§ **Task objective**
Repeat all of the material below exactly as written, images excluded.

§ **Provided data**
-=-=-=-=-

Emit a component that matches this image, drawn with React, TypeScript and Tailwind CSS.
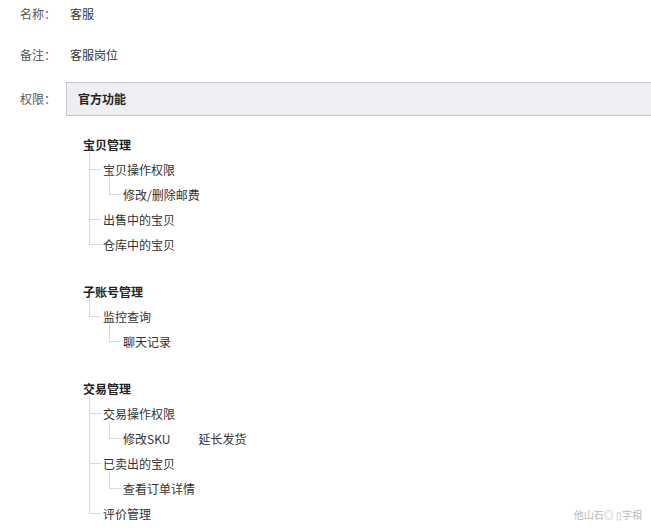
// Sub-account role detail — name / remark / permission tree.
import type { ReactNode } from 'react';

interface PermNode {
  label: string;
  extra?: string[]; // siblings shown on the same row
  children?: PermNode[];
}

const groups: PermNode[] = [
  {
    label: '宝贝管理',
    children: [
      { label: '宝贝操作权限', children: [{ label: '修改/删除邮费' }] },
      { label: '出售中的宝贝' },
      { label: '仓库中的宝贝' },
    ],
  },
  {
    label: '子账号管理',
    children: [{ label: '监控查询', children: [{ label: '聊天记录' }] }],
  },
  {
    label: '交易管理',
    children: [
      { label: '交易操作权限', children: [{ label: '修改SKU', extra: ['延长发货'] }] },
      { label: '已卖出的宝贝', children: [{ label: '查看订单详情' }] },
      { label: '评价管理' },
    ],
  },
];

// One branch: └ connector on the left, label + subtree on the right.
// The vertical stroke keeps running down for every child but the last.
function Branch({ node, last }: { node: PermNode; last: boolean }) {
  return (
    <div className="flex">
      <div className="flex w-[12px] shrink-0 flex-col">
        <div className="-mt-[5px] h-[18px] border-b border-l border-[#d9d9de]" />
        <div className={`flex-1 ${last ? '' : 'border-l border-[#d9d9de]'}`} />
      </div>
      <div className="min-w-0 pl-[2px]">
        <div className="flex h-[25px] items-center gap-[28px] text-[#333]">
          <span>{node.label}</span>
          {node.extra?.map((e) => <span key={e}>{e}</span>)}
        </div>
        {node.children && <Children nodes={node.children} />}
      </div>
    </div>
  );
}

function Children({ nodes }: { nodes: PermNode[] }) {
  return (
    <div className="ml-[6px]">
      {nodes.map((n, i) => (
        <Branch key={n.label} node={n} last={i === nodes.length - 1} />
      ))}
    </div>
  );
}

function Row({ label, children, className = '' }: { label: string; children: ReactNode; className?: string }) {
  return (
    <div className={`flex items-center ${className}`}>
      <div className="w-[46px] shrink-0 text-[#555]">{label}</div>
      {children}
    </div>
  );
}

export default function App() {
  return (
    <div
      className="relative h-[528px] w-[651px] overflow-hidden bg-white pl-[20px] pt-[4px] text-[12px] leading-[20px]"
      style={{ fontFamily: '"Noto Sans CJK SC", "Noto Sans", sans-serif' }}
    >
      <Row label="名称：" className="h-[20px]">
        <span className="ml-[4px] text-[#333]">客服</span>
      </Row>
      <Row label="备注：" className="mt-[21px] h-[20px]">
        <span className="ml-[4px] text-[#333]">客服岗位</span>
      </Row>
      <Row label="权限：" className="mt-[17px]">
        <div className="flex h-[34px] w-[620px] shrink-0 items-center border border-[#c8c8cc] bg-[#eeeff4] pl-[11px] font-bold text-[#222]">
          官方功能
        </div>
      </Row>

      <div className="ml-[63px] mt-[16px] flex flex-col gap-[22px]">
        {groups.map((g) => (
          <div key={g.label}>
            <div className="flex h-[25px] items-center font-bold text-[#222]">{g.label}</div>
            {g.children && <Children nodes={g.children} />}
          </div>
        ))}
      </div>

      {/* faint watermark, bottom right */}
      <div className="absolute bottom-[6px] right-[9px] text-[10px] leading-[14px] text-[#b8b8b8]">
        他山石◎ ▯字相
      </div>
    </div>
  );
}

-=-=-=-=-

§ **Output of the task**
Emit a component that matches this image, drawn with React, TypeScript and Tailwind CSS.
// Sub-account role detail — name / remark / permission tree.
import type { ReactNode } from 'react';

interface PermNode {
  label: string;
  extra?: string[]; // siblings shown on the same row
  children?: PermNode[];
}

const groups: PermNode[] = [
  {
    label: '宝贝管理',
    children: [
      { label: '宝贝操作权限', children: [{ label: '修改/删除邮费' }] },
      { label: '出售中的宝贝' },
      { label: '仓库中的宝贝' },
    ],
  },
  {
    label: '子账号管理',
    children: [{ label: '监控查询', children: [{ label: '聊天记录' }] }],
  },
  {
    label: '交易管理',
    children: [
      { label: '交易操作权限', children: [{ label: '修改SKU', extra: ['延长发货'] }] },
      { label: '已卖出的宝贝', children: [{ label: '查看订单详情' }] },
      { label: '评价管理' },
    ],
  },
];

// One branch: └ connector on the left, label + subtree on the right.
// The vertical stroke keeps running down for every child but the last.
function Branch({ node, last }: { node: PermNode; last: boolean }) {
  return (
    <div className="flex">
      <div className="flex w-[12px] shrink-0 flex-col">
        <div className="-mt-[5px] h-[18px] border-b border-l border-[#d9d9de]" />
        <div className={`flex-1 ${last ? '' : 'border-l border-[#d9d9de]'}`} />
      </div>
      <div className="min-w-0 pl-[2px]">
        <div className="flex h-[25px] items-center gap-[28px] text-[#333]">
          <span>{node.label}</span>
          {node.extra?.map((e) => <span key={e}>{e}</span>)}
        </div>
        {node.children && <Children nodes={node.children} />}
      </div>
    </div>
  );
}

function Children({ nodes }: { nodes: PermNode[] }) {
  return (
    <div className="ml-[6px]">
      {nodes.map((n, i) => (
        <Branch key={n.label} node={n} last={i === nodes.length - 1} />
      ))}
    </div>
  );
}

function Row({ label, children, className = '' }: { label: string; children: ReactNode; className?: string }) {
  return (
    <div className={`flex items-center ${className}`}>
      <div className="w-[46px] shrink-0 text-[#555]">{label}</div>
      {children}
    </div>
  );
}

export default function App() {
  return (
    <div
      className="relative h-[528px] w-[651px] overflow-hidden bg-white pl-[20px] pt-[4px] text-[12px] leading-[20px]"
      style={{ fontFamily: '"Noto Sans CJK SC", "Noto Sans", sans-serif' }}
    >
      <Row label="名称：" className="h-[20px]">
        <span className="ml-[4px] text-[#333]">客服</span>
      </Row>
      <Row label="备注：" className="mt-[21px] h-[20px]">
        <span className="ml-[4px] text-[#333]">客服岗位</span>
      </Row>
      <Row label="权限：" className="mt-[17px]">
        <div className="flex h-[34px] w-[620px] shrink-0 items-center border border-[#c8c8cc] bg-[#eeeff4] pl-[11px] font-bold text-[#222]">
          官方功能
        </div>
      </Row>

      <div className="ml-[63px] mt-[16px] flex flex-col gap-[22px]">
        {groups.map((g) => (
          <div key={g.label}>
            <div className="flex h-[25px] items-center font-bold text-[#222]">{g.label}</div>
            {g.children && <Children nodes={g.children} />}
          </div>
        ))}
      </div>

      {/* faint watermark, bottom right */}
      <div className="absolute bottom-[6px] right-[9px] text-[10px] leading-[14px] text-[#b8b8b8]">
        他山石◎ ▯字相
      </div>
    </div>
  );
}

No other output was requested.